Aber mir geht es nicht besser und ich bin in meiner Situation komplett gefangen. Ich leide jeden Augenblick total unter meinen Symptomen. Ich habe keine Hoffnung dass es besser wird. Es ist kaum auszuhalten.
Ich weiß nicht, ob ich dir damit helfen kann, weil ich nicht unter der Art von Dissoziation leide, die du erlebst, aber zumindest dieser Absatz beschreibt sehr gut, was ich die letzten sieben Jahre meines Lebens erlebt habe. Bei mir ist es aber eher ein Wechsel zwischen einem Zustand, in dem ich positiv empfinden kann, einem, in dem ich dauerhaft sehr negativ empfinde und einem, in dem ich mir nur noch Frieden wünsche.

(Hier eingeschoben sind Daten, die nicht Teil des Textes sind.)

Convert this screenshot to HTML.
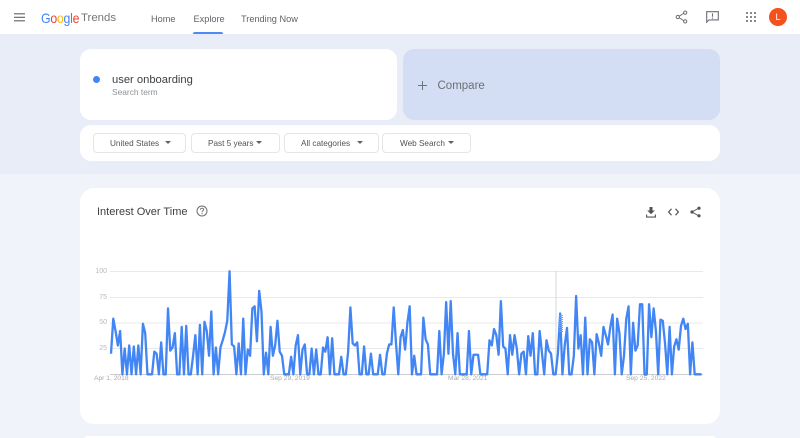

In den letzten beiden Zuständen befand ich mich etwa 30-40% der Zeit. Vor fünf Jahren wurde bei mir ein Antidepressivum angesetzt, durch das ich mich in dieser Lage eingependelt hatte. Obwohl mein Leidensdruck hoch war und ich eigentlich durchgängig auf dem Zahnfleisch gekrochen bin, habe ich weitergemacht, ich hab es geschafft, Vollzeit zu arbeiten, in anderen Bereichen musste ich aber sehr große Abstriche machen. Es war mir nicht möglich, Sport zu machen, meinen Hobbies nachzugehen, etc., mein Leben ist quasi stillgestanden. Ich würde in deiner Situation also wahrscheinlich weitermachen, wie ich es auch die letzten sieben Jahre getan habe. Wenn dich interessiert, was mich antreibt, kannst du mich gerne fragen.
Ich habe außerdem deinen Beitrag im Thema zu psychischen Krankheiten gelesen, wir beide haben ein ähnliches Verständnis dessen, wie unser Universum funktioniert. Vielleicht gerade deshalb, weil ich aber im Laufe meines Lebens wieder und wieder und wieder unter externen Faktoren leiden musste, bin ich motiviert, anderen um mich herum Leid zu ersparen und sehe es gewissermaßen als Herausforderung. Ich habe auch ein anderes Menschenverständnis, weil ich glaube, dass wir das Potenzial haben, diesen Kreislauf des Leids zu unterbrechen, aber während ich früher überzeugt war, dass wir uns der Realisierung dieses Potenzials immer weiter nähern, glaube ich aktuell nicht mehr daran, dass hier genug Menschen an einem Strang ziehen, damit wir das erreichen können.
Ich weiß, dass es schwer ist und wahnsinnig an dem restlichen bisschen an Kraft zehren kann, wenn man immer wieder erfolglos Medikamente durchprobiert, aber ich kann dir von mir selbst berichten, dass das richtige Unterschied dich in einen Zustand zurückbringen kann, den du dir jetzt vielleicht nicht mal mehr vorstellen kannst. Auf mein Drängen hin hat mein Psychiater vor einiger Zeit wieder eines der ersten Medikamente, die wir angesetzt hatten, auf das ich leider mit starker Nesselsucht allergisch reagiere, angesetzt. Trotz der allergischen Reaktion und der Antihistaminika, die ich nehme, um sie zu unterdrücken, geht es mir mit diesem Medikament deutlich besser, ich kann endlich auch wieder außerhalb der Arbeit aktiv sein, ich kann Sport machen, ich kann Kuchen backen, ich kann (komplexere) Videospiele spielen, ich kann wieder öfter was mit anderen unternehmen. Mein emotionaler Zustand ist aber leider unverändert, die Tiefs kommen also immer noch. Ich kann dir nicht sagen, ob du auch so ein Medikament finden wirst, aber zumindest kann ich dir sagen, dass die Möglichkeit besteht. Ob du die Chance, die Frage, ob es existiert, zu beantworten, nutzen möchtest und ob es dir die Strapazen, die du bis dahin auf dich nehmen musst, wert sind, kannst nur du entscheiden.